The US government has ordered a pause in construction of part of a disputed North Dakota oil pipeline. The move is a landmark success for Native Americans and environmentalists who have opposed the $3.7 billion project.
US government officials are now reportedly promising to temporarily halt construction of the pipeline on federally owned land, which makes up a significant chunk of the land on which the pipeline would be built. The Obama administration said it would not authorize construction on land at Lake Oahe, a focal point of protests.
The move came on the heels of a ruling by federal judge, James E. Boasberg, in Washington DC, who earlier in the day rejected the Standing Rock Sioux tribe's appeal to halt construction of the Dakota Access oil pipeline. Boasberg said in a ruling that the decision by the US Army Corps of Engineers to fast-track the pipeline project was not illegal.
After Boasberg's ruling, tribal leaders reportedly filed a notice of appeal on Friday.
Actress Susan Sarandon turned out to protest in Washington DC in solidarity with the Standing Rock Sioux
Opposition to the pipeline has drawn support from 200 Native American tribes, as well as from activists and celebrities.
The Standing Rock Sioux, whose tribal lands are a half-mile (around 800 meters) south of the proposed route, say the pipeline would desecrate sacred burial and prayer sites, and could leak oil into the Missouri and Cannon Ball rivers, on which the tribe relies for water.
On Friday, the tribe called the intervention by the Obama administration "stunning," saying it set the stage for nationwide reform.
"Our hearts are full, this an historic day for the Standing Rock Sioux tribe and for tribes across the nation," said tribal chairman Dave Archambault II. "Our voices have been heard." Thousands of people have protested the proposed pipeline, including Green Party Presidential candidate Jill Stein.
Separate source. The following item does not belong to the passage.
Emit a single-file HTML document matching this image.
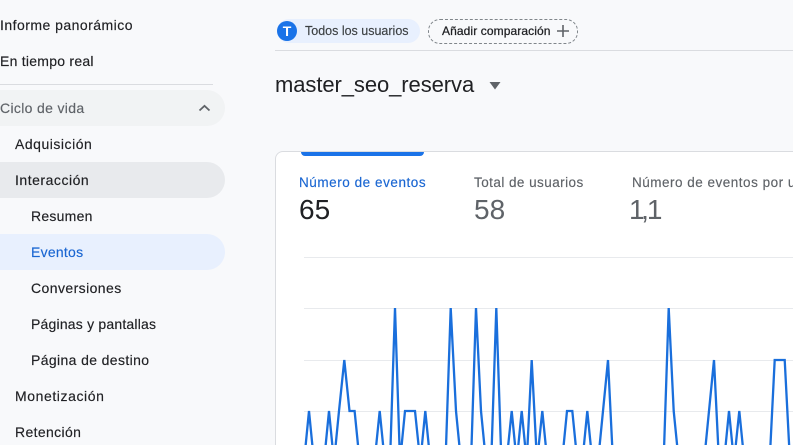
<!DOCTYPE html>
<html><head><meta charset="utf-8"><style>
html,body{margin:0;padding:0;width:793px;height:445px;overflow:hidden;background:#f8f9fb}
body{position:relative;font-family:"Liberation Sans",sans-serif;color:#202124}
.t{position:absolute;white-space:nowrap;font-size:14px;line-height:20px;letter-spacing:.25px;-webkit-text-stroke:.15px currentColor}
.b{position:absolute}
</style></head><body>
<div class="t" style="left:0;top:15px;letter-spacing:.47px">Informe panorámico</div>
<div class="t" style="left:0;top:51px">En tiempo real</div>
<div class="b" style="left:0;top:84px;width:213px;height:1px;background:#dadce0"></div>
<div class="b" style="left:0;top:90px;width:225px;height:36px;background:#f1f3f4;border-radius:0 18px 18px 0"></div>
<div class="t" style="left:0;top:98px;color:#5f6368;letter-spacing:.33px">Ciclo de vida</div>
<svg class="b" style="left:197px;top:102px" width="16" height="12"><path d="M2.5 8.5L7.5 3.8L12.5 8.5" fill="none" stroke="#5f6368" stroke-width="1.8"/></svg>
<div class="t" style="left:15px;top:134px;letter-spacing:.52px">Adquisición</div>
<div class="b" style="left:0;top:162px;width:225px;height:36px;background:#e8eaed;border-radius:0 18px 18px 0"></div>
<div class="t" style="left:15px;top:170px;letter-spacing:.52px">Interacción</div>
<div class="t" style="left:31px;top:206px">Resumen</div>
<div class="b" style="left:0;top:234px;width:225px;height:36px;background:#e8f0fe;border-radius:0 18px 18px 0"></div>
<div class="t" style="left:31px;top:242px;color:#1a66d2">Eventos</div>
<div class="t" style="left:31px;top:278px;letter-spacing:.42px">Conversiones</div>
<div class="t" style="left:31px;top:314px;letter-spacing:.2px">Páginas y pantallas</div>
<div class="t" style="left:31px;top:350px;letter-spacing:.37px">Página de destino</div>
<div class="t" style="left:15px;top:386px;letter-spacing:.58px">Monetización</div>
<div class="t" style="left:15px;top:422px;letter-spacing:.36px">Retención</div>

<div class="b" style="left:277px;top:19px;width:143px;height:24px;background:#e8f0fe;border-radius:12px"></div>
<div class="b" style="left:277px;top:21px;width:20px;height:20px;background:#1a73e8;border-radius:50%;color:#fff;font-size:14px;font-weight:bold;line-height:20px;text-align:center">T</div>
<div class="t" style="left:305px;top:21px;font-size:12.5px;color:#3c4043;letter-spacing:0">Todos los usuarios</div>
<div class="b" style="left:428px;top:19px;width:148px;height:23px;border:1px dashed #80868b;border-radius:12px"></div>
<div class="t" style="left:442px;top:21px;font-size:12px;letter-spacing:.1px;-webkit-text-stroke:.25px currentColor">Añadir comparación</div>
<svg class="b" style="left:556px;top:24px" width="14" height="14"><path d="M7 1V13M1 7H13" stroke="#5f6368" stroke-width="1.6" fill="none"/></svg>
<div class="b" style="left:275px;top:50px;width:518px;height:1px;background:#dadce0"></div>
<div class="t" style="left:275px;top:70px;font-size:22px;line-height:30px;letter-spacing:-.08px;-webkit-text-stroke:0">master_seo_reserva</div>
<svg class="b" style="left:488px;top:81px" width="14" height="10"><path d="M1.5 1H12.5L7 8.5Z" fill="#5f6368"/></svg>

<div class="b" style="left:275px;top:151px;width:530px;height:310px;background:#fff;border:1px solid #dadce0;border-radius:8px;box-sizing:border-box"></div>
<div class="b" style="left:301px;top:152px;width:123px;height:4px;background:#1a73e8;border-radius:0 0 4px 4px"></div>
<div class="t" style="left:299px;top:173px;font-size:13.5px;color:#1a66d2;letter-spacing:.55px">Número de eventos</div>
<div class="t" style="left:474px;top:173px;font-size:13.5px;color:#5f6368;letter-spacing:.45px">Total de usuarios</div>
<div class="t" style="left:632px;top:173px;font-size:13.5px;color:#5f6368;letter-spacing:.5px">Número de eventos por u</div>
<div class="t" style="left:299px;top:193px;font-size:28px;line-height:34px;letter-spacing:0;-webkit-text-stroke:0">65</div>
<div class="t" style="left:474px;top:193px;font-size:28px;line-height:34px;letter-spacing:0;color:#5f6368;-webkit-text-stroke:0">58</div>
<div class="t" style="left:629px;top:193px;font-size:28px;line-height:34px;color:#5f6368;-webkit-text-stroke:0"><span style="letter-spacing:-3.5px">1</span><span style="letter-spacing:-2px">,</span><span style="letter-spacing:0">1</span></div>

<svg class="b" style="left:0;top:0" width="793" height="445">
<path d="M304 257.5H793M304 308.5H793M304 360.5H793M304 411.5H793" stroke="#e8eaed" stroke-width="1" fill="none"/>
<polyline fill="none" stroke="#1a6fdc" stroke-width="2.3" stroke-linejoin="miter" points="304,462 309,411 314,462 324,462 329,411 334,462 339,411 344.3,360 349.5,411 354.6,411 359.7,462 374.5,462 379.7,411 384.8,462 390,462 395,308 400,462 405,411 415,411 420.3,462 425.3,411 430.4,462 445.5,462 450.7,308 456,411 461,462 471,462 476,308 481,411 486,462 491.2,462 496.3,308 501.4,462 506.5,462 511.7,411 516.7,462 521.7,411 526.7,462 531.7,360 537,462 542.3,411 547.4,462 562,462 567,411 572.3,411 577.4,462 582.3,462 587.3,411 592.4,462 598,462 603,411 608,360 613,462 663.6,462 668.7,308 673.7,411 678.8,462 704,462 709,411 714,360 719,462 724,462 729,411 734,462 739.3,411 744.4,462 769.6,462 774.7,360 784.7,360 790,462 793,462"/>
</svg>
</body></html>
Pipeline supporters, however, weren't so impressed.
"Should the administration ultimately stop this construction, it would set a horrific precedent," said the Midwest Alliance for Infrastructure Now in a statement. "We hope and trust that the government will base its final decision on sound science and engineering."
Dakota Access, a subsidiary of Energy Transfer Partners that is building the pipeline, declined to comment. The government has also called on Dakota Access to halt work on other land. As of late Friday, the company had not said whether it would comply.
When fully connected to existing lines, the 1,100-mile (1,770 km) Dakota Access pipeline would be the first to carry crude oil from the Bakken shale, a vast oil formation in North Dakota, Montana and parts of Canada, directly to the US Gulf.